From the WSJ………” Procter & Gamble is adopting an “hourglass” marketing strategy, with products aimed at high- and low-end consumers, but not much in the middle. In a marked shift from P&G’s historic focus on middle-class households, “the world’s largest maker of consumer products is now betting that the squeeze on middle America will be long lasting,” The WSJ reports.
This is no small matter or a minor change by a second-tier firm: P&G has at least one product in 98% of U.S. households, The WSJ reports. U.S. sales totaled about $30.5 billion in its latest fiscal year, about 37% of its total, while accounting for 60% of the firm’s $11.8 billion profits.

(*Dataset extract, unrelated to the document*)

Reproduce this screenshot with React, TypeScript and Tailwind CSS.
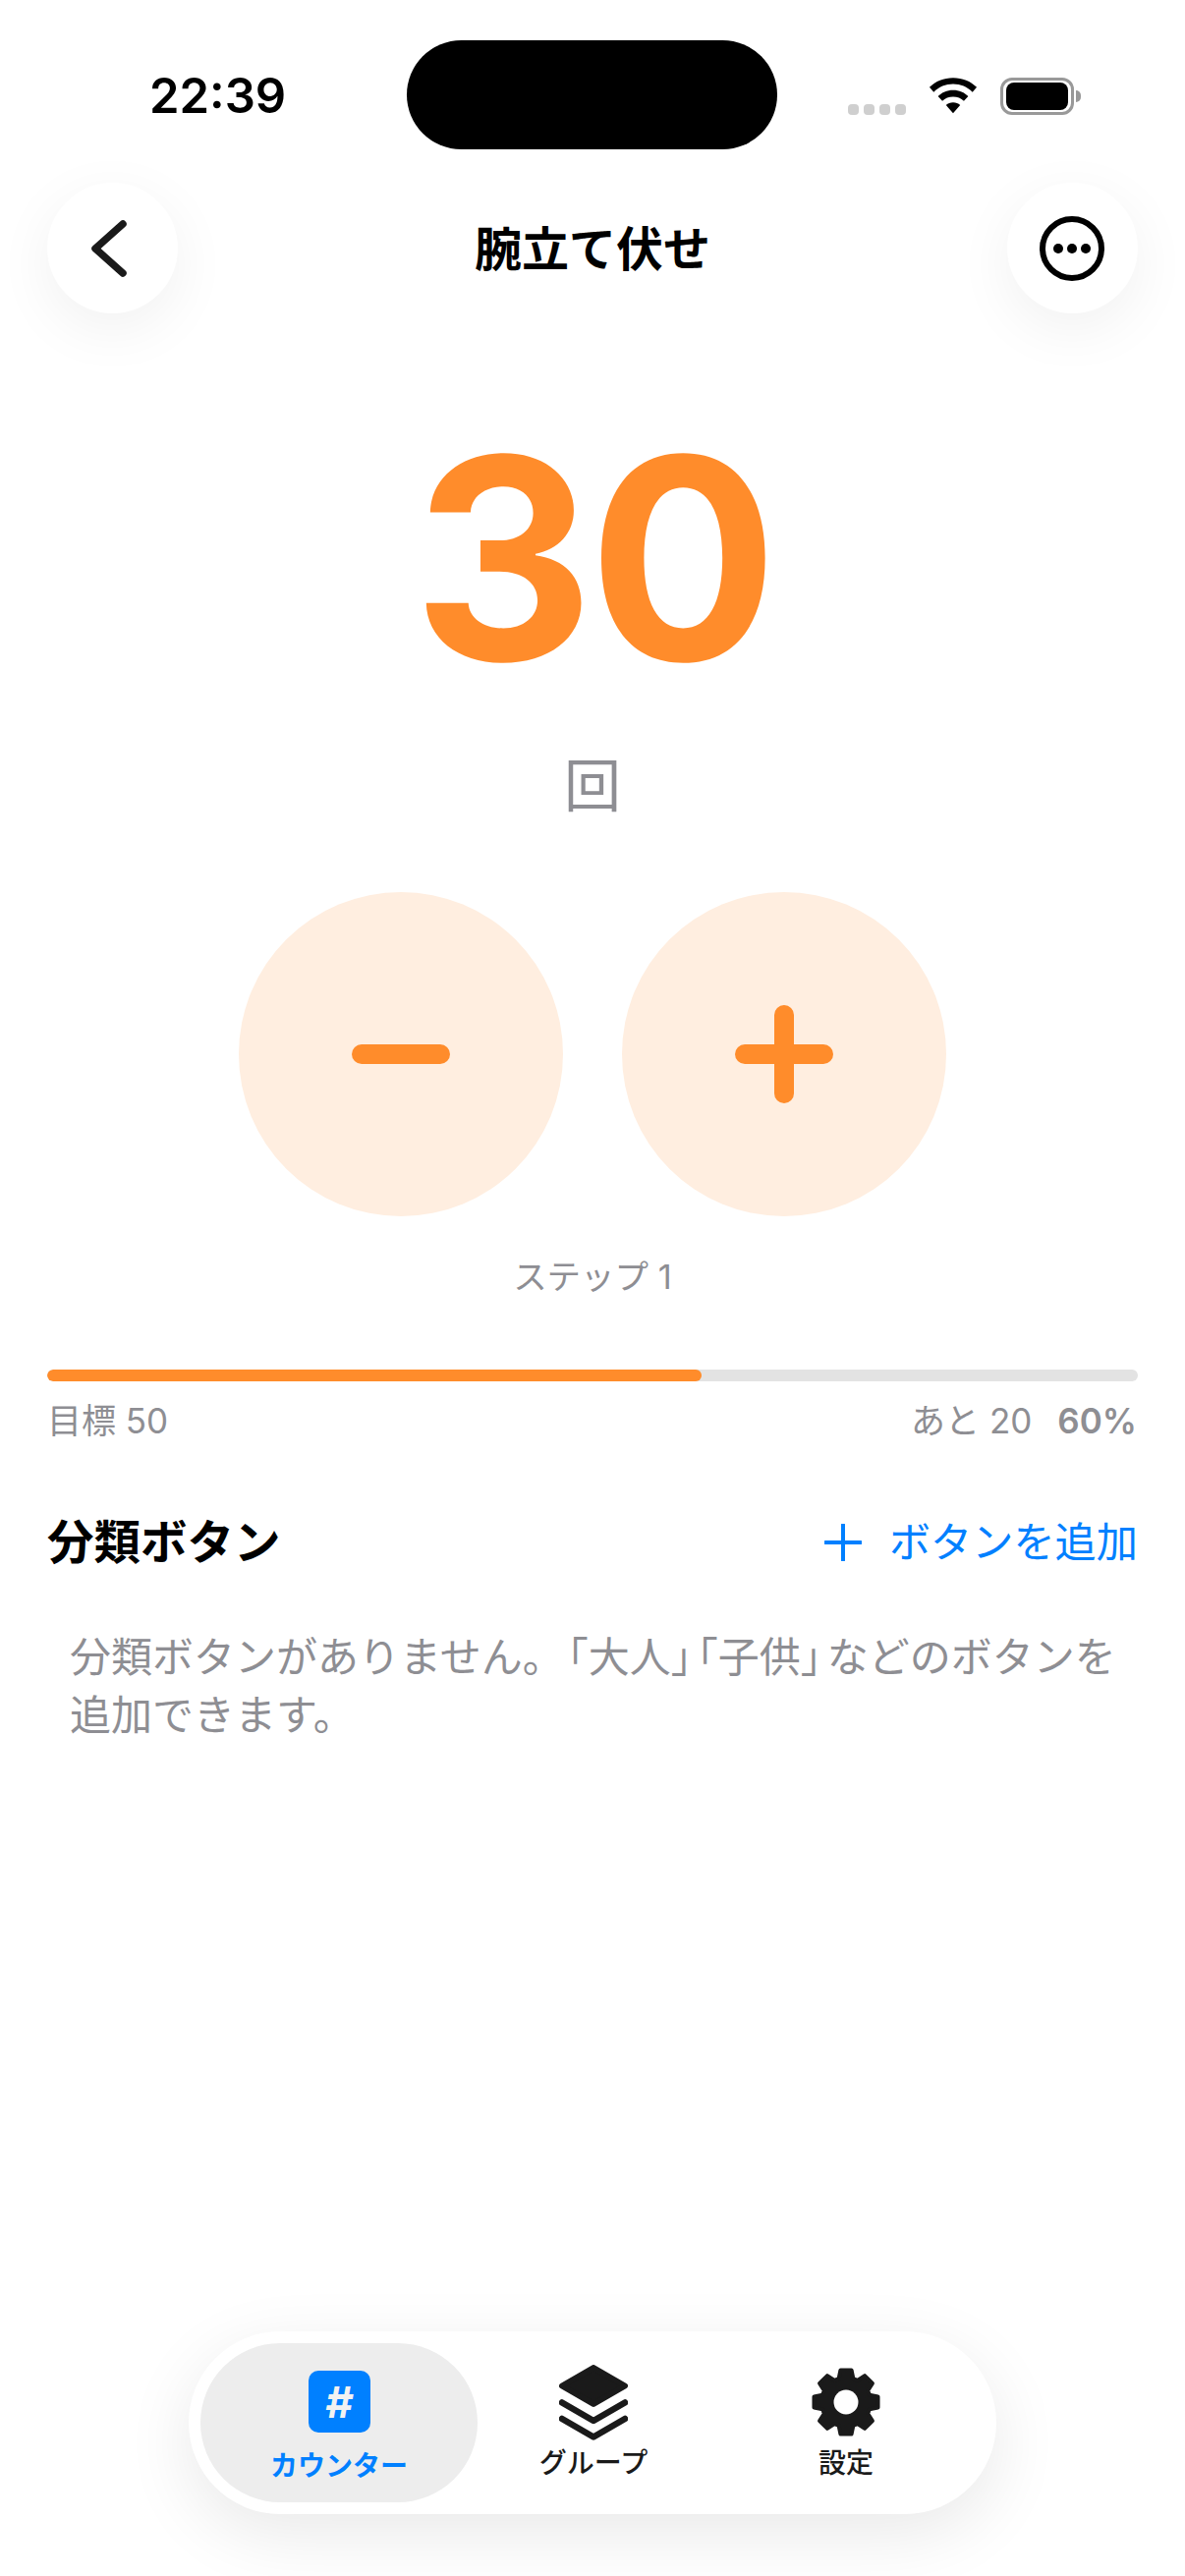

The company is engaging in what The WSJ calls a “fundamental change” in how it markets products in the U.S. “We’re going to do this both by tiering up in terms of value as well as tiering down our portfolio down,” CEO Robert McDonald says. As noted above, P&G isn’t the only company coming to the same conclusion: Heinz is following a similar strategy to P&G while Saks is focusing its attention more on high-end consumer vs. ‘aspirational’ shoppers.
Meanwhile, Citigroup has created an index of 25 stocks designed to profit on this hourglass theme, including Estee Lauder and Saks as the top and Family Dollar Stores and its ilk at the bottom. The strategy has returned 56.5% since its inception in December 2009 vs. 11% for the Dow, another statistic reflecting the hollowing out of America’s middle class.
Wave goodbye to the 20th century, and say hello to the 19th century instead.
China? Time to abolish the minimum wage, perhaps?
Several mainstream commentators have admitted being puzzled about Britain’s labour market. Given the miserable state of the economy, it is reasonable to expect unemployment to be higher than it is.
“Here’s the statistic that Britain’s finest economic brains simply cannot explain: the number of people in work in the UK has risen by 201,000 in the three months to June, a period in which our national output is supposed to have shrunk, by 0.7%.”
http://www.bbc.co.uk/news/business-19270299
Bob @ 3
Having tens of thousands of people on zero hour contracts is not a suprise. The vermin are driving decent people into the ground.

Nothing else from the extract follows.